I’m not some kind of paragon. I recognized the feeling and stopped, analyzed it. Why am I feeling this way? What about this is actually causing the fear reaction? Is it true? Is it good? Is it necessary?

My conclusion was that it is something I haven’t done, and it’s a position that will be under a very different kind of scrutiny than my previous positions. But most of all, it was an unknown that had no real reason to have such pulse-accelerating results. So, I decided I had to do it, to pull myself out of a self-imposed rut that I was getting comfortable in.

Tomorrow Isn’t Promised

“Tomorrow” is a lie we tell ourselves.
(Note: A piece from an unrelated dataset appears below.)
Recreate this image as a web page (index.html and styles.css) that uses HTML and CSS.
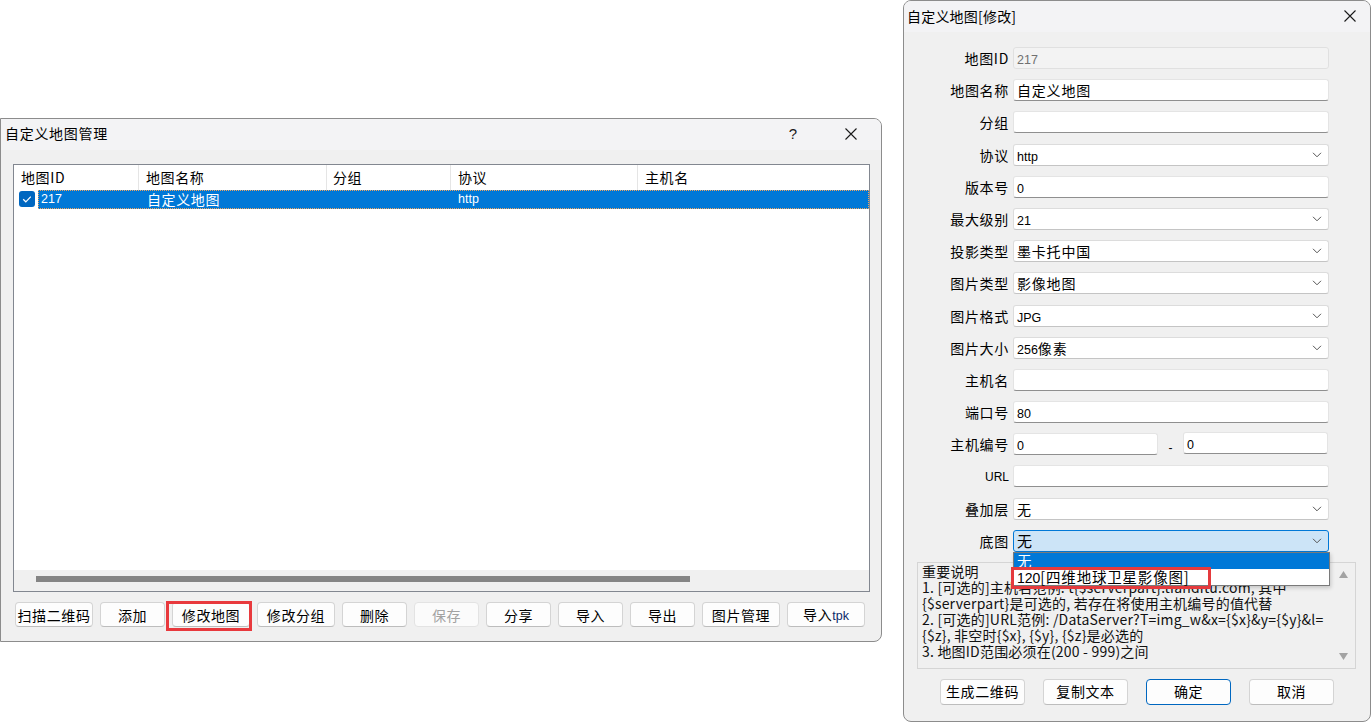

It’s not “Never” or “Won’t”, we tell ourselves, “Later”, “Tomorrow”. But we’re not.

Pressfield says that we experience the most resistance from the most important things, and I agree, feeling it is likely a sign that this may be a very important thing you should be doing in your life.

-e


Two Ideas From Me

  1. Something left undone occupies space both in our attention and our conscience.
  2. Procrastination is a fight against self-deception. We put things off as if our later self will somehow have more time, more energy, or superpowers enough to accomplish tomorrow’s problems as well as today’s.


Three Favorite Things From Others

  1. “The shortest answer is doing.” – Edward Herbert
  2. Nobody made a greater mistake than he who did nothing because he could do only a little. - Edmund Burke
  3. Quick (Manic?) History Tales from "The Fat Electrician"(That's his title). I discovered Nic (former Army 68W, now an electrician and youtuber) recently and I’ve thoroughly enjoyed his colorful walks through (mostly) military history. | More


One Question

What would you choose if you had the permission to do anything, create anything? Why haven’t you started?